About an engine: It would be very useful to have one generalized engine which would allow editing in native script to speakers of a same language. This would make spreading free knowledge faster. For example, imagine that educated Azerbaijanis from Iran don't know Latin nor Cyrillic. They would have population divided on ~10M of those who write in Latin (or Cyrillics) and ~20M of those who write in Arabic script. If it is possible to unite their efforts, it would be really good to do so. And it is obvious that there are a lot of similar situations.
About a specific case related to Cyrillic-Mongolian relation: It may be not so complex, but it is true that it is not the first target. (Hm. I see that it is an alphabet, which means that it shouldn't be *so* complex to make a conversion engine.)
Decision-making process, discussion of eligibility, community discussion, approval process, project-specific requirements
editNo decisions were taken on the various proposals.
- Milos Rancic (Millosh)
27 January 2009 17:35
A couple of days ago I was talking with Gerard about defining the rules of our work, but I didn't have enough of time to word it. We made a kind of agreement, but this text includes some new moments about which should be discussed (as well as others should say what do they think about issues about which Gerard and I agreed).
- We should be able to unblock issues which are staying nowhere. This means that we need to define how should we make decisions, not just how we shouldn't make decisions. For me, it leads to the simple majority voting at the end. (Are we approving or not a project? Are 30% of us able to say that we are not approving it or 30% are postponing decision?). However, I am fine with 75% majority needed for decisions. If we ever would be in such situation, we should think about it then. As far as I understood, Gerard agreed with this (75% majority for decisions) if we achieve to redefine our functioning as a whole. Other details for decision-making process are, if I remember well, one week for discussion and at least 4 (or three? -- please, correct me) members included in a discussion.
- The other issue is related to the languages which already have projects (usually, Wikipedia and Wiktionary). Usually, we don't need to discuss about eligibility of such projects. And I think that all of us are fully aware about a couple (maybe up to 10) of exceptions related to already existing Wikimedia languages. If there is an issue, we should discuss; if there isn't an issue, project should be marked as eligible by default. (I don't see a reason why to talk about Urdu Wikinews or Finnish Wikiversity in the sense of language eligibility; however, I see why should we talk about Latin Wikinews; also, even I don't think that we should talk about, let's say, Egyptian Arabic Wikinews -- there is an issue, so we should discuss it).

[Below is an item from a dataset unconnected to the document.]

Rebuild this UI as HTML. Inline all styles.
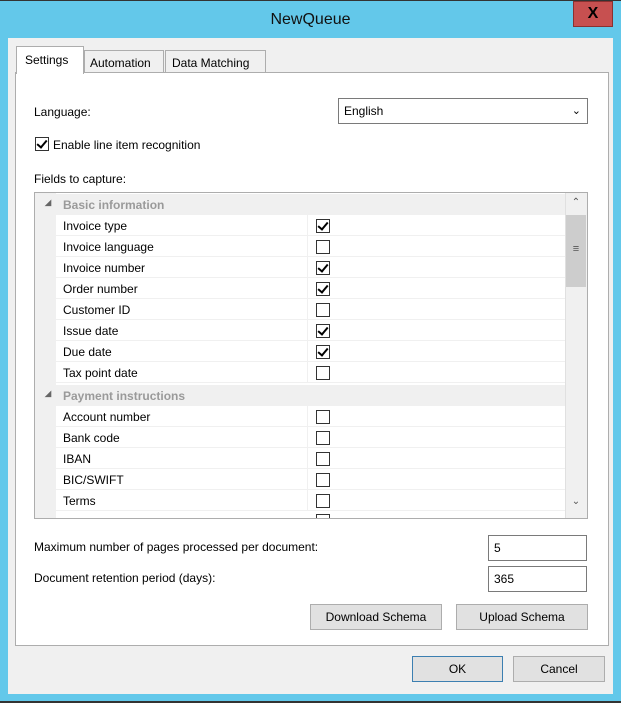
<!DOCTYPE html>
<html><head><style>
*{box-sizing:border-box;margin:0;padding:0}
body{width:621px;height:703px;background:#63c8ea;font-family:"Liberation Sans",sans-serif;font-size:12px;color:#000;position:relative;overflow:hidden}
.a{position:absolute}
.btn{position:absolute;background:#e1e1e1;border:1px solid #adadad;text-align:center;line-height:24px}
.inp{position:absolute;background:#fff;border:1px solid #7a7a7a;padding-left:5px;line-height:24px}
.cb{position:absolute;width:14px;height:14px;border:1px solid #333;background:#fff}
.ck::after{content:"";position:absolute;left:3px;top:0px;width:4px;height:8px;border:solid #000;border-width:0 2px 2px 0;transform:rotate(40deg)}
.row{position:absolute;left:56px;width:509px;height:21px;border-bottom:1px solid #f0f0f0}
.row span{position:absolute;left:7px;top:4px}
.row .cb{left:260px;top:4px}
.row i{position:absolute;left:251px;top:0;width:1px;height:21px;background:#f0f0f0}
.hdr{position:absolute;left:35px;width:530px;height:21px;background:#f0f0f0;color:#9a9a9a;font-weight:bold}
</style></head><body>
<div class="a" style="left:0;top:0;width:621px;height:1px;background:#333"></div>
<div class="a" style="left:0;top:11px;width:621px;text-align:center;font-size:16px;color:#111">NewQueue</div>
<div class="a" style="left:573px;top:1px;width:40px;height:26px;background:#c75050;border:1px solid #8a3030;color:#000;font-weight:bold;font-size:16px;text-align:center;line-height:24px">X</div>
<div class="a" style="left:8px;top:38px;width:605px;height:656px;background:#f0f0f0"></div>
<div class="a" style="left:0;top:701px;width:621px;height:2px;background:#333"></div>
<div class="a" style="left:84px;top:50px;width:80px;height:23px;background:#f0f0f0;border:1px solid #adadad;padding:5px 0 0 5px">Automation</div>
<div class="a" style="left:165px;top:50px;width:101px;height:23px;background:#f0f0f0;border:1px solid #adadad;padding:5px 0 0 6px">Data Matching</div>
<div class="a" style="left:15px;top:72px;width:594px;height:574px;background:#fff;border:1px solid #adadad"></div>
<div class="a" style="left:16px;top:46px;width:68px;height:28px;background:#fff;border:1px solid #adadad;border-bottom:none;padding:6px 0 0 8px">Settings</div>
<div class="a" style="left:34px;top:105px">Language:</div>
<div class="inp" style="left:338px;top:98px;width:250px;height:26px">English<span style="position:absolute;right:6px;top:0;font-size:11px">&#8964;</span></div>
<div class="cb ck" style="left:35px;top:137px"></div>
<div class="a" style="left:53px;top:138px">Enable line item recognition</div>
<div class="a" style="left:34px;top:172px">Fields to capture:</div>
<div class="a" style="left:34px;top:192px;width:554px;height:327px;border:1px solid #adadad;background:#fff;overflow:hidden"></div>
<div class="a" style="left:35px;top:193px;width:21px;height:325px;background:#f0f0f0"></div>
<div class="hdr" style="top:194px"><span style="position:absolute;left:10px;top:4px;font-size:8px;color:#666">&#9698;</span><span style="position:absolute;left:28px;top:4px">Basic information</span></div>
<div class="row" style="top:215px"><span>Invoice type</span><i></i><div class="cb ck"></div></div>
<div class="row" style="top:236px"><span>Invoice language</span><i></i><div class="cb"></div></div>
<div class="row" style="top:257px"><span>Invoice number</span><i></i><div class="cb ck"></div></div>
<div class="row" style="top:278px"><span>Order number</span><i></i><div class="cb ck"></div></div>
<div class="row" style="top:299px"><span>Customer ID</span><i></i><div class="cb"></div></div>
<div class="row" style="top:320px"><span>Issue date</span><i></i><div class="cb ck"></div></div>
<div class="row" style="top:341px"><span>Due date</span><i></i><div class="cb ck"></div></div>
<div class="row" style="top:362px"><span>Tax point date</span><i></i><div class="cb"></div></div>
<div class="hdr" style="top:385px"><span style="position:absolute;left:10px;top:4px;font-size:8px;color:#666">&#9698;</span><span style="position:absolute;left:28px;top:4px">Payment instructions</span></div>
<div class="row" style="top:406px"><span>Account number</span><i></i><div class="cb"></div></div>
<div class="row" style="top:427px"><span>Bank code</span><i></i><div class="cb"></div></div>
<div class="row" style="top:448px"><span>IBAN</span><i></i><div class="cb"></div></div>
<div class="row" style="top:469px"><span>BIC/SWIFT</span><i></i><div class="cb"></div></div>
<div class="row" style="top:490px"><span>Terms</span><i></i><div class="cb"></div></div>
<div class="a" style="left:316px;top:514px;width:14px;height:4px;border:1px solid #333;border-bottom:none"></div>
<div class="a" style="left:565px;top:193px;width:22px;height:325px;background:#f0f0f0;border-left:1px solid #e0e0e0"></div>
<div class="a" style="left:565px;top:197px;width:22px;height:18px;text-align:center;font-size:10px;color:#555">&#8963;</div>
<div class="a" style="left:566px;top:215px;width:20px;height:72px;background:#cdcdcd"></div>
<div class="a" style="left:566px;top:243px;width:20px;text-align:center;font-size:11px;color:#555">&#8801;</div>
<div class="a" style="left:565px;top:496px;width:22px;height:18px;text-align:center;font-size:10px;color:#555">&#8964;</div>
<div class="a" style="left:34px;top:540px">Maximum number of pages processed per document:</div>
<div class="inp" style="left:488px;top:535px;width:99px;height:26px">5</div>
<div class="a" style="left:34px;top:571px">Document retention period (days):</div>
<div class="inp" style="left:488px;top:566px;width:99px;height:26px">365</div>
<div class="btn" style="left:310px;top:604px;width:132px;height:26px">Download Schema</div>
<div class="btn" style="left:456px;top:604px;width:132px;height:26px">Upload Schema</div>
<div class="btn" style="left:412px;top:656px;width:91px;height:26px;border:1px solid #3c7fb1">OK</div>
<div class="btn" style="left:513px;top:656px;width:92px;height:26px">Cancel</div>
</body></html>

- New languages are the most important issue of our work. I think that all new languages should pass this list and voting procedure for *eligibility*.
- If there is no issue in relation to this language (let's say, a unique African language with ISO 639-3 code without possible issues and no one of us objected it) Gerard agreed that we may put this on discussion at foundation-l for a limited amount of time (let's say, two weeks) and to try to make decision after that. It is possible that we'll get some significant opinion/informations about that language (I have to mention that we've got a very good technical solution for the attribution issue related to the license migration thanks to Erik who put this on community discussion at foundation-l). We are not obligated to follow what does community think. This will, also, improve transparency in our work (while Gerard doesn't think that it is about transparency :) ).
- Approval should really be a technical issue and we should just mark if a project fulfilled needed requirements.
- If there are interested persons in informing community periodically (Jessee?, me?, anybody else?), Gerard agrees about that. I think that we should inform community weekly or monthly, depending of the volume of our decisions.
There is one more issue related to the project approval. I am looking into Wikinews requests and I may say that our existing process doesn't address Wikinews approval well. It is, also, possible that it is related to some other projects as well. As someone who is working on Wikinews I may say that it requires at least a couple of highly dedicated persons. All Wikinews editions without a couple of highly dedicated persons are dead projects.
This raises an issue related to the project-specific requirements. I would say that we need to discuss about this issue with representatives of the projects (at least for smaller projects [Wikinews, Wikisource...] it is not so hard to find "representatives") and to define project-specific requirements. I also think that it is not our job to decide about that, but a project-specific group.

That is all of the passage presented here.